The oyster mushroom (Pleurotus ostreatus) has a high nutritional value (it contains high levels of vitamins, proteins and non saturated fatty acids) being grown on an industrial scale and appear to reduce cholesterol levels and has been attributed anticancer properties but it also has applications in the manufacture of paper pulp and cosmetics. It is also a model for studying the CO2 cycle - the main greenhouse effect gas- and has a great potential for use in biodegradation of contaminants.
The mushroom is actively involved in the re-circulation of carbon at a global level because it is an active lignin-degrader. Lignin is the second most abundant biopolymer on Earth, after cellulose, found in wood and grassy plants, and its breakdown is a necessary for making cellulose accessible to degradation which could lead eventually to biofuel.
The understanding the genome regulation of P. ostreatus lignocellulolytic enzymes would help the use of the mushroom in biodegradation processes and other biotechnological processes.

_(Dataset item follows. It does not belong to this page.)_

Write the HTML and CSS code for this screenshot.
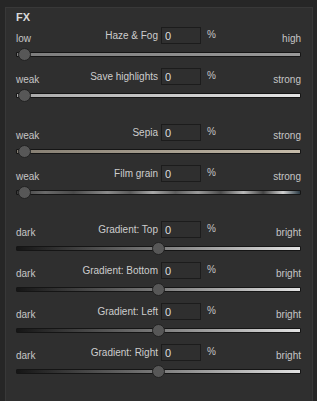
FILE: index.html
```html
<!DOCTYPE html>
<html lang="en">
<head>
    <meta charset="UTF-8">
    <meta name="viewport" content="width=device-width, initial-scale=1.0">
    <title>FX</title>
    <link rel="stylesheet" href="styles.css">
</head>
<body>
    <div class="panel">
        <div class="title">FX</div>

        <div class="group">
            <div class="row">
                <div class="head">
                    <span class="lo">low</span>
                    <span class="name">Haze &amp; Fog</span>
                    <input class="num" type="text" value="0">
                    <span class="pct">%</span>
                    <span class="hi">high</span>
                </div>
                <div class="track haze"><span class="thumb" style="left: 1px"></span></div>
            </div>
            <div class="row">
                <div class="head">
                    <span class="lo">weak</span>
                    <span class="name">Save highlights</span>
                    <input class="num" type="text" value="0">
                    <span class="pct">%</span>
                    <span class="hi">strong</span>
                </div>
                <div class="track highlights"><span class="thumb" style="left: 1px"></span></div>
            </div>
        </div>

        <div class="group">
            <div class="row">
                <div class="head">
                    <span class="lo">weak</span>
                    <span class="name">Sepia</span>
                    <input class="num" type="text" value="0">
                    <span class="pct">%</span>
                    <span class="hi">strong</span>
                </div>
                <div class="track sepia"><span class="thumb" style="left: 1px"></span></div>
            </div>
            <div class="row">
                <div class="head">
                    <span class="lo">weak</span>
                    <span class="name">Film grain</span>
                    <input class="num" type="text" value="0">
                    <span class="pct">%</span>
                    <span class="hi">strong</span>
                </div>
                <div class="track grain"><span class="thumb" style="left: 1px"></span></div>
            </div>
        </div>

        <div class="group">
            <div class="row">
                <div class="head">
                    <span class="lo">dark</span>
                    <span class="name">Gradient: Top</span>
                    <input class="num" type="text" value="0">
                    <span class="pct">%</span>
                    <span class="hi">bright</span>
                </div>
                <div class="track gradient"><span class="thumb" style="left: calc(50% - 6.5px)"></span></div>
            </div>
            <div class="row">
                <div class="head">
                    <span class="lo">dark</span>
                    <span class="name">Gradient: Bottom</span>
                    <input class="num" type="text" value="0">
                    <span class="pct">%</span>
                    <span class="hi">bright</span>
                </div>
                <div class="track gradient"><span class="thumb" style="left: calc(50% - 6.5px)"></span></div>
            </div>
            <div class="row">
                <div class="head">
                    <span class="lo">dark</span>
                    <span class="name">Gradient: Left</span>
                    <input class="num" type="text" value="0">
                    <span class="pct">%</span>
                    <span class="hi">bright</span>
                </div>
                <div class="track gradient"><span class="thumb" style="left: calc(50% - 6.5px)"></span></div>
            </div>
            <div class="row">
                <div class="head">
                    <span class="lo">dark</span>
                    <span class="name">Gradient: Right</span>
                    <input class="num" type="text" value="0">
                    <span class="pct">%</span>
                    <span class="hi">bright</span>
                </div>
                <div class="track gradient"><span class="thumb" style="left: calc(50% - 6.5px)"></span></div>
            </div>
        </div>
    </div>
</body>
</html>
```

FILE: styles.css
```css
body {
    margin: 0;
    padding: 0;
    height: 401px;
    overflow: hidden;
    background-color: #262626;
    font-family: "Liberation Sans", Arial, sans-serif;
    font-size: 10px;
    color: #c6c6c6;
}

.panel {
    margin: 7px 4px 0 5px;
    height: 400px;
    box-sizing: border-box;
    padding: 3px 11px 0 10px;
    background-color: #2f2f2f;
    border: 1px solid #383838;
}

.title {
    font-size: 11px;
    font-weight: bold;
    line-height: 13px;
    margin-bottom: 3px;
    color: #dadada;
}

.group + .group {
    padding-top: 15px;
}

.head {
    display: grid;
    grid-template-columns: 142px 40px auto 1fr;
    column-gap: 3px;
    height: 17px;
    line-height: 12px;
}

.lo {
    grid-column: 1;
    grid-row: 1;
    justify-self: start;
    align-self: end;
    margin-bottom: -1px;
}

.name {
    grid-column: 1;
    grid-row: 1;
    justify-self: end;
    align-self: center;
    color: #cdcdcd;
}

.num {
    grid-column: 2;
    grid-row: 1;
    width: 40px;
    height: 17px;
    box-sizing: border-box;
    margin: 0;
    padding: 0 0 0 3px;
    border: 1px solid #1c1c1c;
    background-color: #2f2f2f;
    color: #dcdcdc;
    font-family: "Liberation Sans", Arial, sans-serif;
    font-size: 11px;
    outline: none;
}

.pct {
    grid-column: 3;
    grid-row: 1;
    align-self: center;
    margin-left: 3px;
    margin-top: -2px;
}

.hi {
    grid-column: 4;
    grid-row: 1;
    justify-self: end;
    align-self: end;
    margin-bottom: -1px;
}

.track {
    position: relative;
    height: 5px;
    margin: 8px 0 11px;
    box-sizing: border-box;
    border: 1px solid #151515;
    border-radius: 1px;
}

.thumb {
    position: absolute;
    top: -5px;
    width: 13px;
    height: 13px;
    box-sizing: border-box;
    border-radius: 50%;
    background-color: #575757;
    border: 1px solid #222;
}

.haze {
    background: linear-gradient(to right, #7c7c7c, #999);
}

.highlights {
    background: linear-gradient(to right, #a8a8a8, #e4e4e4);
}

.sepia {
    background: linear-gradient(to right, #847d71, #c6bcaa);
}

.grain {
    background: linear-gradient(to right, #3a3a3a 0%, #6a6a6a 10%, #4a4a4a 20%, #8a8a8a 32%, #5a5a5a 40%, #a8a8a8 48%, #5e5e5e 56%, #9a9a9a 64%, #4c4c4c 72%, #b8b8b8 80%, #444 87%, #d0d0d0 94%, #2a3a44 100%);
}

.gradient {
    background: linear-gradient(to right, #151515, #e2e2e2);
}
```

Lignin has a chemical composition that is not easy to break down - similar to some of the contaminant compounds that man releases into the environment, such as certain colorants or oils and by-products of the timber industry such as pulp and paper.
Thus, the study of the functioning of the oyster mushroom and of its strategies for adapting to its growth environment and for degrading lignin may be used for designing systems to enable the elimination of these contaminants from the environment. P. ostreatus is a saprophyte in the wild (it lives on dead or decaying matter).

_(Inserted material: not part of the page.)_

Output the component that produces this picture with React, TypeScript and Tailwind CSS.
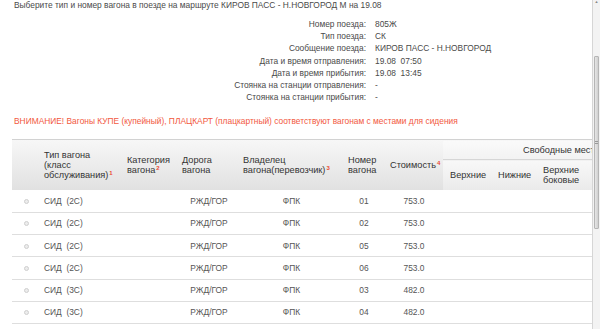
import React from "react";

const info = [
  ["Номер поезда:", "805Ж"],
  ["Тип поезда:", "СК"],
  ["Сообщение поезда:", "КИРОВ ПАСС - Н.НОВГОРОД"],
  ["Дата и время отправления:", "19.08  07:50"],
  ["Дата и время прибытия:", "19.08  13:45"],
  ["Стоянка на станции отправления:", "-"],
  ["Стоянка на станции прибытия:", "-"],
];

const cars = [
  { type: "СИД  (2С)", num: "01", price: "753.0" },
  { type: "СИД  (2С)", num: "02", price: "753.0" },
  { type: "СИД  (2С)", num: "05", price: "753.0" },
  { type: "СИД  (2С)", num: "06", price: "753.0" },
  { type: "СИД  (3С)", num: "03", price: "482.0" },
  { type: "СИД  (3С)", num: "04", price: "482.0" },
];

function Sup({ n }: { n: string }) {
  return (
    <span className="relative -top-[3px] ml-[1px] text-[6px] leading-none font-bold text-[#ea4a32]">{n}</span>
  );
}

export default function App() {
  return (
    <div className="flex h-[329px] w-[600px] overflow-hidden bg-white font-['Liberation_Sans',Arial,sans-serif] text-[8.4px] leading-[10px] text-[#4a4a4a]">
      <div className="w-[592px] shrink-0 overflow-hidden">
        <p className="whitespace-nowrap pl-[14px]">
          Выберите тип и номер вагона в поезде на маршруте КИРОВ ПАСС - Н.НОВГОРОД М на 19.08
        </p>

        {/* train info */}
        <div className="mt-[8px] flex flex-col">
          {info.map(([k, v]) => (
            <div key={k} className="flex h-[12.2px] items-center whitespace-pre">
              <span className="w-[366px] text-right">{k}</span>
              <span className="pl-[9px]">{v}</span>
            </div>
          ))}
        </div>

        <p className="mt-[13px] whitespace-nowrap pl-[14px] text-[#f2583e]">
          ВНИМАНИЕ! Вагоны КУПЕ (купейный), ПЛАЦКАРТ (плацкартный) соответствуют вагонам с местами для сидения
        </p>

        {/* cars table */}
        <table className="mt-[13px] ml-[12px] w-[640px] table-fixed border-collapse text-[#333]">
          <colgroup>
            <col className="w-[28px]" />
            <col className="w-[82px]" />
            <col className="w-[56px]" />
            <col className="w-[62px]" />
            <col className="w-[103px]" />
            <col className="w-[42px]" />
            <col className="w-[58px]" />
            <col className="w-[47px]" />
            <col className="w-[48px]" />
            <col className="w-[114px]" />
          </colgroup>
          <thead className="bg-gradient-to-b from-[#f7f7f7] to-[#e1e1e1] text-[9.2px] leading-[10px]">
            <tr className="h-[20px] border-t border-[#d2d2d2]">
              <th rowSpan={2}></th>
              <th rowSpan={2} className="pl-[4px] text-left font-normal">
                Тип вагона
                <br />
                (класс
                <br />
                обслуживания)
                <Sup n="1" />
              </th>
              <th rowSpan={2} className="pl-[5px] text-left font-normal">
                Категория
                <br />
                вагона
                <Sup n="2" />
              </th>
              <th rowSpan={2} className="pl-[4px] text-left font-normal">
                Дорога
                <br />
                вагона
              </th>
              <th rowSpan={2} className="pl-[3px] text-left font-normal">
                Владелец
                <br />
                вагона(перевозчик)
                <Sup n="3" />
              </th>
              <th rowSpan={2} className="pl-[5px] text-left font-normal">
                Номер
                <br />
                вагона
              </th>
              <th rowSpan={2} className="pl-[5px] text-left font-normal">
                Стоимость
                <Sup n="4" />
              </th>
              <th
                colSpan={3}
                className="whitespace-nowrap border-b border-[#d6d6d6] bg-gradient-to-b from-[#fafafa] to-[#f2f2f2] pl-[80px] text-left font-normal"
              >
                Свободные места
              </th>
            </tr>
            <tr className="h-[30px]">
              <th className="bg-gradient-to-b from-[#f8f8f8] to-[#eaeaea] pl-[7px] text-left font-normal">Верхние</th>
              <th className="bg-gradient-to-b from-[#f8f8f8] to-[#eaeaea] pl-[8px] text-left font-normal">Нижние</th>
              <th className="bg-gradient-to-b from-[#f8f8f8] to-[#eaeaea] pl-[5px] text-left font-normal">
                Верхние
                <br />
                боковые
              </th>
            </tr>
          </thead>
          <tbody className="text-[8.4px] text-[#555]">
            {cars.map((c) => (
              <tr key={c.num} className="h-[22.3px] border-b border-[#dedede]">
                <td className="text-center">
                  <span className="inline-block h-[5px] w-[5px] rounded-full border border-[#cfcfcf] bg-[#ececec]" />
                </td>
                <td className="whitespace-pre pl-[4px] text-[#555]">{c.type}</td>
                <td></td>
                <td className="text-center text-[#555]">РЖД/ГОР</td>
                <td className="text-center text-[#555]">ФПК</td>
                <td className="text-center text-[#555]">{c.num}</td>
                <td className="text-center text-[#555]">{c.price}</td>
                <td></td>
                <td></td>
                <td></td>
              </tr>
            ))}
          </tbody>
        </table>
      </div>

      {/* page scrollbar */}
      <div className="flex w-[8px] flex-col border-l border-[#d6d6d6] bg-[#f3f3f3]">
        <div className="flex h-[6px] items-start justify-center text-[4px] leading-none text-[#888]">▲</div>
        <div className="mx-[1px] mt-[50px] flex h-[173px] items-center justify-center rounded-[1px] border border-[#b5b5b5] bg-gradient-to-r from-[#e6e6e6] to-[#d0d0d0]">
          <div className="flex flex-col gap-[1px]">
            <div className="h-px w-[3px] bg-[#999]" />
            <div className="h-px w-[3px] bg-[#999]" />
          </div>
        </div>
      </div>
    </div>
  );
}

The comparison of its genome with that of other saprophytic and pathogenic basidiomycetes (mushrooms) would help in identifying specific gene sets for these different lifestyles.
Oyster mushroom is the third in the worldwide market of industrially produced mushrooms. The study of its genetic organization can give pointers to what is needed for many mushrooms not industrially grown in order for them to be produced as industrial crops, such as, for example, Boletus aereus. It can grow easily on a variety of organic substrates, including agricultural wastes, recycling them for animal foodstuff.
More knowledge about the genetic back-up of these properties will facilitate the expansion of the range of agricultural wastes amenable to conversion using this fungus. P. ostreatus also produces various secondary metabolites of medical interest, whose production could be improved.
University of Navarre has been working with the genetic material of the oyster mushroom since 1994. Till now 350,000 "letters" ( nucleotidic bases) were sequenced (1% of the total genome), helping to estimate the number of genes and their organization. That means 100 genes (of a total of 10,000) were isolated and studied.
Sang-Kyu Park, a PhD student at the University of Navarre, studied their pattern of expression throughout development and their location on the fungus genome. A number of genes controlling growth rate and quality have been identified in P. ostreatus, but till now, he did not find which genes reduce cholesterol or which have anticancer properties.
Some of the discovered genes participate in the metabolism and others in the cell structure of the oyster mushroom. There are genes that only express themselves in the mature fungus, while others express themselves both in the spores and in the mycelium, etc. It was seen that the genes distribution is not uniform along the genome, given that the XI chromosome, the smallest in size, is the one containing the greatest number of genes.
The complete genome for the oyster mushroom has 70 million nucleotidic bases, in double copies, because the fungus is diploid (having a double number of chromosomes, like animals and evolved plants).
In fact, sequencing the complete genome involves the handling of 280 million bases, because each one of the two sets of genes has to be read several times to be sure that there are no errors in what has been read. The real task now is to determine where genes starts and finishes, what they do and how they do it.
Comparison of the mushroom's genome with other histories registered in other genomes that have been - or are currently being - sequenced (human, animal, vegetable and microbian) will shed a new light on the image of the evolution of life.
The project needs two years to be completed.